>> BEGIN RECORDED INFORMATION

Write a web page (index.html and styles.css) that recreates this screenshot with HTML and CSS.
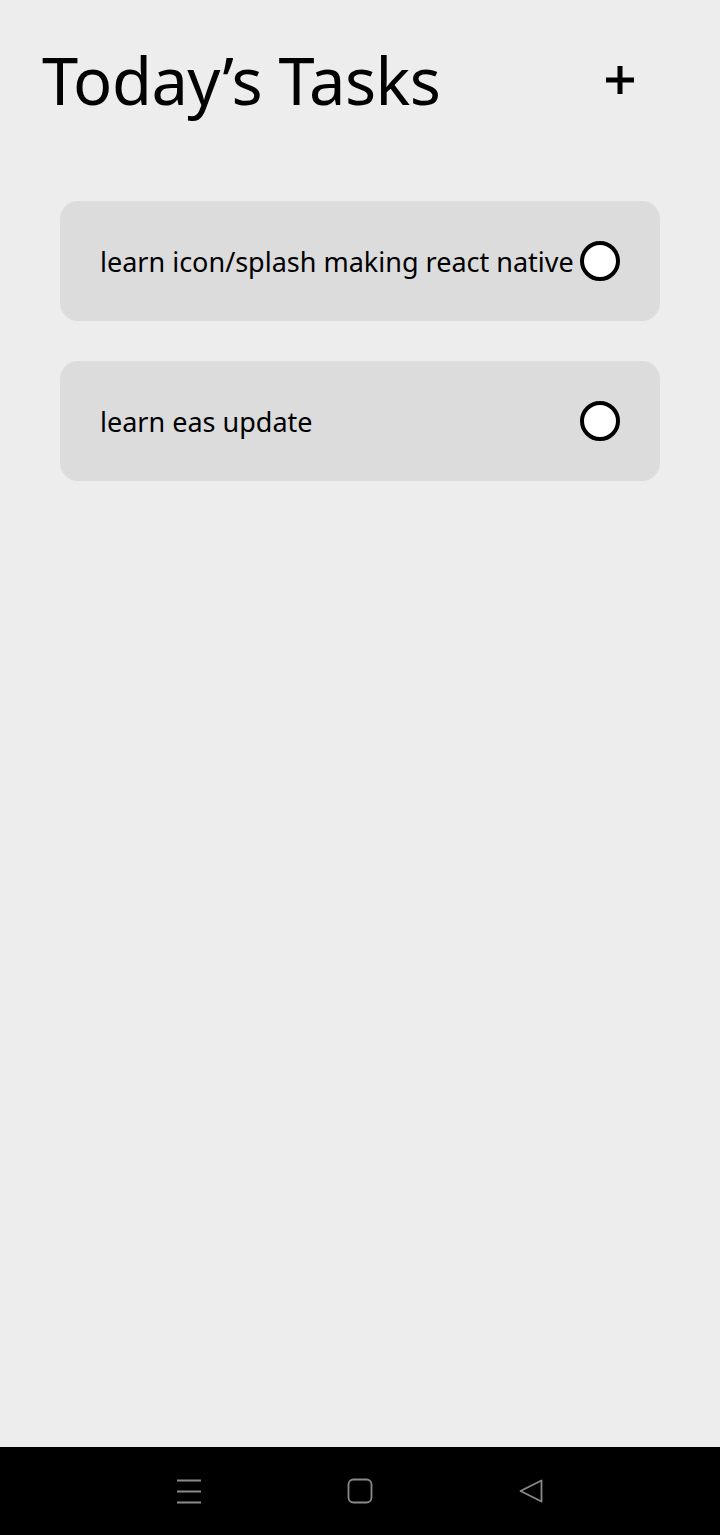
FILE: index.html
```html
<!DOCTYPE html>
<html>
<head>
<meta charset="utf-8">
<link rel="stylesheet" href="styles.css">
</head>
<body>
<div class="screen">
  <header class="header">
    <h1 class="title">Today’s Tasks</h1>
    <button class="add" aria-label="Add task">
      <svg width="28" height="28" viewBox="0 0 28 28"><path d="M14 0v28M0 14h28" stroke="#000" stroke-width="5" fill="none"/></svg>
    </button>
  </header>
  <main class="list">
    <div class="card"><span class="task">learn icon/splash making react native</span><span class="check"></span></div>
    <div class="card"><span class="task">learn eas update</span><span class="check"></span></div>
  </main>
  <nav class="navbar">
    <svg width="26" height="26" viewBox="0 0 26 26"><path d="M1 2.5h24M1 13.5h24M1 24.5h24" stroke="#8a8a8a" stroke-width="1.8" fill="none"/></svg>
    <svg width="26" height="26" viewBox="0 0 26 26"><rect x="1.5" y="1.5" width="23" height="23" rx="5" stroke="#8a8a8a" stroke-width="1.8" fill="none"/></svg>
    <svg width="26" height="26" viewBox="0 0 26 26"><path d="M23.5 2.5v21L2.5 13z" stroke="#8a8a8a" stroke-width="1.8" stroke-linejoin="round" fill="none"/></svg>
  </nav>
</div>
</body>
</html>
```
FILE: styles.css
```css
html, body { margin: 0; padding: 0; }
body { background: #ededed; font-family: "Noto Sans", sans-serif; color: #000; }
.screen { height: 1535px; display: flex; flex-direction: column; }
.header { display: flex; align-items: center; justify-content: space-between; padding: 38px 86px 0 42px; height: 84px; }
.title { margin: 0; font-weight: 400; font-size: 65px; line-height: 80px; letter-spacing: -0.5px; }
.add { background: none; border: 0; padding: 0; width: 28px; height: 28px; display: flex; }
.list { flex: 1; display: flex; flex-direction: column; gap: 40px; padding: 79px 60px 0; }
.card { height: 120px; background: #dcdcdc; border-radius: 18px; display: flex; align-items: center; justify-content: space-between; padding: 0 40px; box-sizing: border-box; }
.task { font-size: 27px; }
.check { width: 40px; height: 40px; box-sizing: border-box; border: 4px solid #000; border-radius: 50%; background: #fff; flex-shrink: 0; }
.navbar { height: 88px; background: #000; display: flex; align-items: center; justify-content: space-between; padding: 0 176px; box-sizing: border-box; }
```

>> END RECORDED INFORMATION

▶ _INSTRUCTIONS TO FOLLOW_:
With the pictures left out, transcribe the material exactly.

▶ _TASK OUTPUT_:
Write a web page (index.html and styles.css) that recreates this screenshot with HTML and CSS.
FILE: index.html
```html
<!DOCTYPE html>
<html>
<head>
<meta charset="utf-8">
<link rel="stylesheet" href="styles.css">
</head>
<body>
<div class="screen">
  <header class="header">
    <h1 class="title">Today’s Tasks</h1>
    <button class="add" aria-label="Add task">
      <svg width="28" height="28" viewBox="0 0 28 28"><path d="M14 0v28M0 14h28" stroke="#000" stroke-width="5" fill="none"/></svg>
    </button>
  </header>
  <main class="list">
    <div class="card"><span class="task">learn icon/splash making react native</span><span class="check"></span></div>
    <div class="card"><span class="task">learn eas update</span><span class="check"></span></div>
  </main>
  <nav class="navbar">
    <svg width="26" height="26" viewBox="0 0 26 26"><path d="M1 2.5h24M1 13.5h24M1 24.5h24" stroke="#8a8a8a" stroke-width="1.8" fill="none"/></svg>
    <svg width="26" height="26" viewBox="0 0 26 26"><rect x="1.5" y="1.5" width="23" height="23" rx="5" stroke="#8a8a8a" stroke-width="1.8" fill="none"/></svg>
    <svg width="26" height="26" viewBox="0 0 26 26"><path d="M23.5 2.5v21L2.5 13z" stroke="#8a8a8a" stroke-width="1.8" stroke-linejoin="round" fill="none"/></svg>
  </nav>
</div>
</body>
</html>
```
FILE: styles.css
```css
html, body { margin: 0; padding: 0; }
body { background: #ededed; font-family: "Noto Sans", sans-serif; color: #000; }
.screen { height: 1535px; display: flex; flex-direction: column; }
.header { display: flex; align-items: center; justify-content: space-between; padding: 38px 86px 0 42px; height: 84px; }
.title { margin: 0; font-weight: 400; font-size: 65px; line-height: 80px; letter-spacing: -0.5px; }
.add { background: none; border: 0; padding: 0; width: 28px; height: 28px; display: flex; }
.list { flex: 1; display: flex; flex-direction: column; gap: 40px; padding: 79px 60px 0; }
.card { height: 120px; background: #dcdcdc; border-radius: 18px; display: flex; align-items: center; justify-content: space-between; padding: 0 40px; box-sizing: border-box; }
.task { font-size: 27px; }
.check { width: 40px; height: 40px; box-sizing: border-box; border: 4px solid #000; border-radius: 50%; background: #fff; flex-shrink: 0; }
.navbar { height: 88px; background: #000; display: flex; align-items: center; justify-content: space-between; padding: 0 176px; box-sizing: border-box; }
```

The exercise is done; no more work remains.